**Written exercise:**
Transcribe everything in the data word for word. Pictures are left out.

+ + + + + + +

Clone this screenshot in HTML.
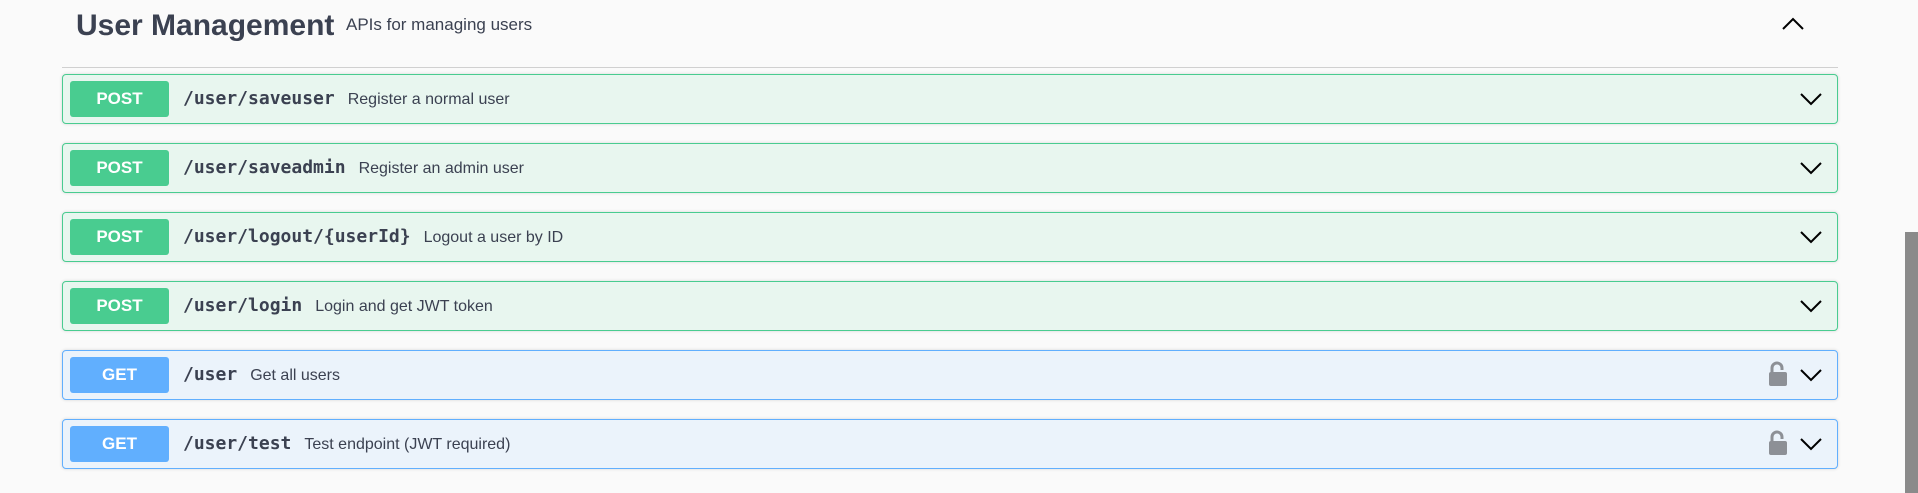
<!DOCTYPE html>
<html><head><meta charset="utf-8"><style>
body{margin:0;width:1918px;height:493px;background:#fafafa;font-family:"Liberation Sans",sans-serif;position:relative;overflow:hidden}
.h{position:absolute;left:76px;top:7px;font-size:30px;font-weight:bold;color:#3b4151;line-height:38px}
.hd{position:absolute;left:346px;top:15px;font-size:17px;color:#3b4151}
.up{position:absolute;left:1782px;top:17px}
.div{position:absolute;left:62px;top:67px;width:1776px;height:1px;background:#d0d0d0}
.op{position:absolute;left:62px;width:1774px;height:48px;border:1px solid #49cc90;background:#e8f6ef;border-radius:4px;box-shadow:0 0 3px rgba(0,0,0,.15)}
.op.g{border-color:#61affe;background:#ebf3fb}
.b{position:absolute;left:7px;top:6px;width:99px;height:36px;border-radius:3px;background:#49cc90;color:#fff;font-weight:bold;font-size:17px;text-align:center;line-height:36px}
.g .b{background:#61affe}
.p{position:absolute;left:120px;top:13px;font-family:"DejaVu Sans Mono","Liberation Mono",monospace;font-weight:bold;font-size:18px;color:#3b4151}
.d{font-family:"Liberation Sans",sans-serif;font-weight:normal;font-size:16px;margin-left:13px}
.ch{position:absolute;left:1737px;top:17px}
.lk{position:absolute;left:1705px;top:10px}
.sb{position:absolute;left:1905px;top:232px;width:13px;height:261px;background:#8a8a8a}
</style></head><body>
<div class="h">User Management</div><div class="hd">APIs for managing users</div>
<svg class="up" width="22" height="14"><path d="M1 12L11 2L21 12" stroke="#000" stroke-width="2" fill="none"/></svg>
<div class="div"></div>

<div class="op" style="top:74px"><div class="b">POST</div><div class="p">/user/saveuser<span class="d">Register a normal user</span></div><svg class="ch" width="22" height="14"><path d="M1 2L11 12L21 2" stroke="#000" stroke-width="2" fill="none"/></svg></div>
<div class="op" style="top:143px"><div class="b">POST</div><div class="p">/user/saveadmin<span class="d">Register an admin user</span></div><svg class="ch" width="22" height="14"><path d="M1 2L11 12L21 2" stroke="#000" stroke-width="2" fill="none"/></svg></div>
<div class="op" style="top:212px"><div class="b">POST</div><div class="p">/user/logout/{userId}<span class="d">Logout a user by ID</span></div><svg class="ch" width="22" height="14"><path d="M1 2L11 12L21 2" stroke="#000" stroke-width="2" fill="none"/></svg></div>
<div class="op" style="top:281px"><div class="b">POST</div><div class="p">/user/login<span class="d">Login and get JWT token</span></div><svg class="ch" width="22" height="14"><path d="M1 2L11 12L21 2" stroke="#000" stroke-width="2" fill="none"/></svg></div>
<div class="op g" style="top:350px"><div class="b">GET</div><div class="p">/user<span class="d">Get all users</span></div><svg class="lk" width="20" height="26"><path d="M4 12V7a5 5 0 0 1 10 0v2" stroke="#8d9096" stroke-width="3" fill="none"/><rect x="1" y="11" width="18" height="14" rx="2" fill="#8d9096"/></svg><svg class="ch" width="22" height="14"><path d="M1 2L11 12L21 2" stroke="#000" stroke-width="2" fill="none"/></svg></div>
<div class="op g" style="top:419px"><div class="b">GET</div><div class="p">/user/test<span class="d">Test endpoint (JWT required)</span></div><svg class="lk" width="20" height="26"><path d="M4 12V7a5 5 0 0 1 10 0v2" stroke="#8d9096" stroke-width="3" fill="none"/><rect x="1" y="11" width="18" height="14" rx="2" fill="#8d9096"/></svg><svg class="ch" width="22" height="14"><path d="M1 2L11 12L21 2" stroke="#000" stroke-width="2" fill="none"/></svg></div>
<div class="sb"></div>
</body></html>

+ + + + + + +

**Exercise result:**
Clone this screenshot in HTML.
<!DOCTYPE html>
<html><head><meta charset="utf-8"><style>
body{margin:0;width:1918px;height:493px;background:#fafafa;font-family:"Liberation Sans",sans-serif;position:relative;overflow:hidden}
.h{position:absolute;left:76px;top:7px;font-size:30px;font-weight:bold;color:#3b4151;line-height:38px}
.hd{position:absolute;left:346px;top:15px;font-size:17px;color:#3b4151}
.up{position:absolute;left:1782px;top:17px}
.div{position:absolute;left:62px;top:67px;width:1776px;height:1px;background:#d0d0d0}
.op{position:absolute;left:62px;width:1774px;height:48px;border:1px solid #49cc90;background:#e8f6ef;border-radius:4px;box-shadow:0 0 3px rgba(0,0,0,.15)}
.op.g{border-color:#61affe;background:#ebf3fb}
.b{position:absolute;left:7px;top:6px;width:99px;height:36px;border-radius:3px;background:#49cc90;color:#fff;font-weight:bold;font-size:17px;text-align:center;line-height:36px}
.g .b{background:#61affe}
.p{position:absolute;left:120px;top:13px;font-family:"DejaVu Sans Mono","Liberation Mono",monospace;font-weight:bold;font-size:18px;color:#3b4151}
.d{font-family:"Liberation Sans",sans-serif;font-weight:normal;font-size:16px;margin-left:13px}
.ch{position:absolute;left:1737px;top:17px}
.lk{position:absolute;left:1705px;top:10px}
.sb{position:absolute;left:1905px;top:232px;width:13px;height:261px;background:#8a8a8a}
</style></head><body>
<div class="h">User Management</div><div class="hd">APIs for managing users</div>
<svg class="up" width="22" height="14"><path d="M1 12L11 2L21 12" stroke="#000" stroke-width="2" fill="none"/></svg>
<div class="div"></div>

<div class="op" style="top:74px"><div class="b">POST</div><div class="p">/user/saveuser<span class="d">Register a normal user</span></div><svg class="ch" width="22" height="14"><path d="M1 2L11 12L21 2" stroke="#000" stroke-width="2" fill="none"/></svg></div>
<div class="op" style="top:143px"><div class="b">POST</div><div class="p">/user/saveadmin<span class="d">Register an admin user</span></div><svg class="ch" width="22" height="14"><path d="M1 2L11 12L21 2" stroke="#000" stroke-width="2" fill="none"/></svg></div>
<div class="op" style="top:212px"><div class="b">POST</div><div class="p">/user/logout/{userId}<span class="d">Logout a user by ID</span></div><svg class="ch" width="22" height="14"><path d="M1 2L11 12L21 2" stroke="#000" stroke-width="2" fill="none"/></svg></div>
<div class="op" style="top:281px"><div class="b">POST</div><div class="p">/user/login<span class="d">Login and get JWT token</span></div><svg class="ch" width="22" height="14"><path d="M1 2L11 12L21 2" stroke="#000" stroke-width="2" fill="none"/></svg></div>
<div class="op g" style="top:350px"><div class="b">GET</div><div class="p">/user<span class="d">Get all users</span></div><svg class="lk" width="20" height="26"><path d="M4 12V7a5 5 0 0 1 10 0v2" stroke="#8d9096" stroke-width="3" fill="none"/><rect x="1" y="11" width="18" height="14" rx="2" fill="#8d9096"/></svg><svg class="ch" width="22" height="14"><path d="M1 2L11 12L21 2" stroke="#000" stroke-width="2" fill="none"/></svg></div>
<div class="op g" style="top:419px"><div class="b">GET</div><div class="p">/user/test<span class="d">Test endpoint (JWT required)</span></div><svg class="lk" width="20" height="26"><path d="M4 12V7a5 5 0 0 1 10 0v2" stroke="#8d9096" stroke-width="3" fill="none"/><rect x="1" y="11" width="18" height="14" rx="2" fill="#8d9096"/></svg><svg class="ch" width="22" height="14"><path d="M1 2L11 12L21 2" stroke="#000" stroke-width="2" fill="none"/></svg></div>
<div class="sb"></div>
</body></html>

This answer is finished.